Его охватило злорадство, чувство человека, который успел укрыться и смотрит, как бегут под проливным дождём прохожие. «Да нет, она прекрасно справится. Когда она хочет… Я уже вижу, как она сражается с Шевестром! И с людьми из страховой компании, которые первым делом отвергают версию о несчастном случае! Да уж, вот будет сцена! А-а, ещё мой контракт с Амброджо! Ему будет с кем обсудить детали, этому парню из Ниццы. Разрази меня гром, она будет неподражаема!.. Голова откинута назад, в зубах сигаретка, рука на складке бедра…»

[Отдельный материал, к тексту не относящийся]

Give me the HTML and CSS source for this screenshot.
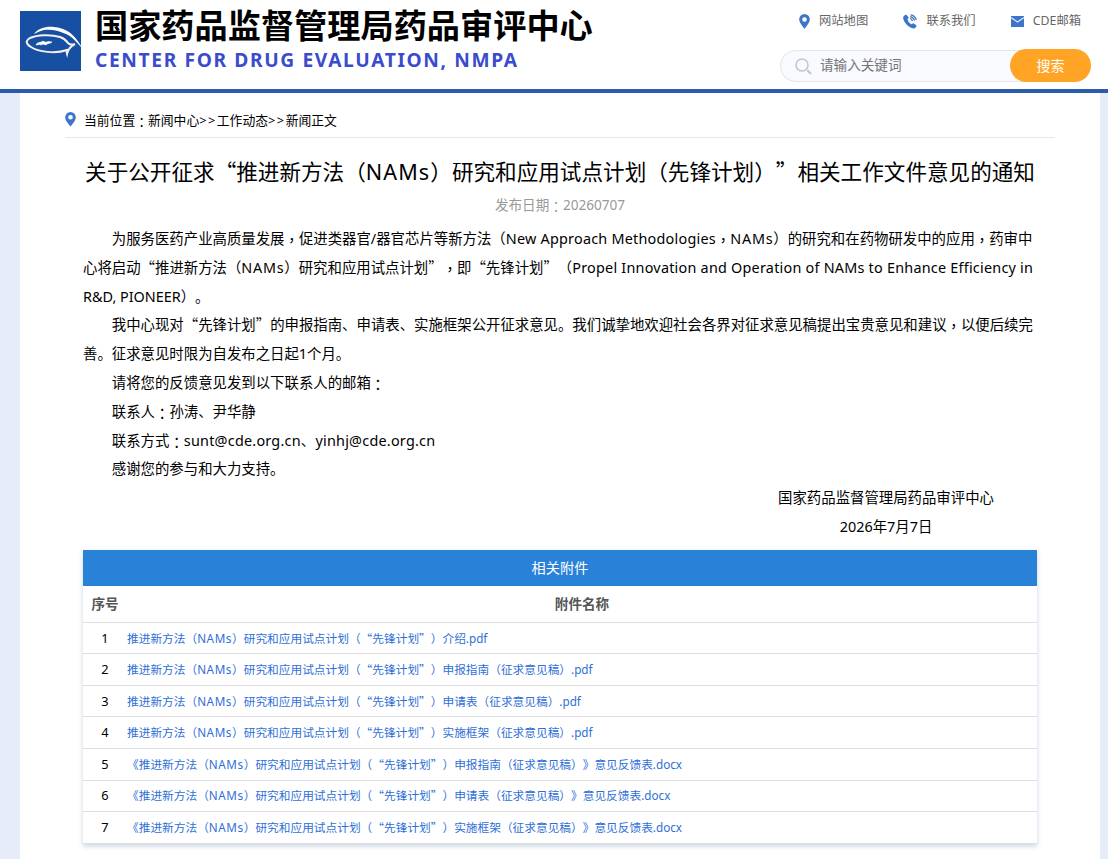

От изнеможения у него потемнело глазах, но он всё ещё видел и это бедро, и складку, обозначавшуюся на нём всякий раз, когда застигнутая врасплох Алиса выгибала талию и освобождалась из дерзких рук…

Он быстро спустился по пологой дорожке, прошёл через рощицу, где всё ещё царила ночь, и под его ногами медленно покатились отягощённые железистым илом воды реки, мягко и беззвучно плескавшейся у разрушенной ограды парка.